Security officials attribute at least part of the past year’s crime wave to militant groups looking for new ways to finance their operations as well as criminal gangs.

Basra, Iraq’s second-largest city, 340 miles (550 kilometers) southeast of Baghdad, was long controlled by Shiite militias before a U.S.-Iraqi military crackdown in 2008.

The heist was the deadliest attack on a day that saw six people killed in bombings and shootings.

A suicide bomber riding on a motorcycle killed two bystanders and wounded five others while targeting an American military convoy in Muqdadiyah, north of Baghdad, police spokesman Maj.
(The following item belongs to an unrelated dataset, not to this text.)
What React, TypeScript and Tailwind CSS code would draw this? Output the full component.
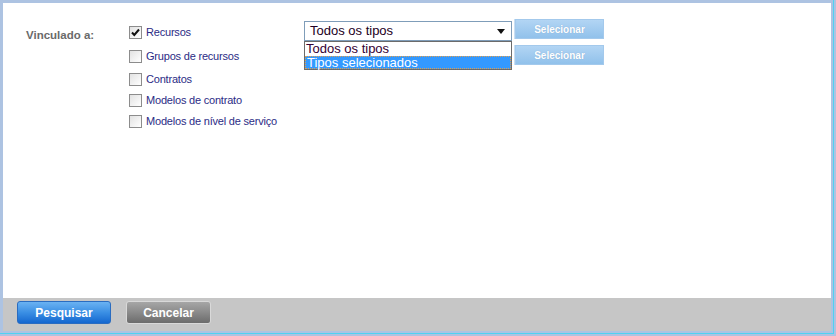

Ghalib al-Karkhi said.

Two other people also were killed in separate shootings and bombings in Baghdad and Tal Afar, in northwest Iraq.

Iran’s ambassador to Iraq, meanwhile, denied allegations that Iranian troops crossed the border into the northern, self-rule Kurdish region with tanks and artillery last week.

The denial came after the Iraqi government protested to Tehran over heavy shelling in the region as Iranian troops pursue Kurdish rebels who are based across the border.

Kurdish officials also have said Iranian troops crossed the border near Haj Omran, a mountainous resort in an area that has for years seen sporadic clashes between Iranian forces and a Kurdish rebel group known as the Party for Free Life in Kurdistan, or PEJAK.

The Kurds said the Iranians had begun building an outpost and a road leading back to the Iranian side of the border.

On Wednesday, Gen. Babaker Shawkat Zebari, the Iraqi army chief of staff who is a Kurd, told The Associated Press the Iranian troops are still inside his country.

Hassan Kazemi Qomi, Iran’s ambassador to Iraq, said the reports of Iranian troops entering Iraq are “false and unfounded.” Quoted by the Iranian semiofficial Mehr news agency, he said the charges would damage Iraq-Iran relations.

Iran and Iraq have a tense relationship with ups and downs depending on the regimes in the two neighboring countries. They fought a long, bloody war in the 1980s.

Associated Press Writer Lara Jakes contributed to this report.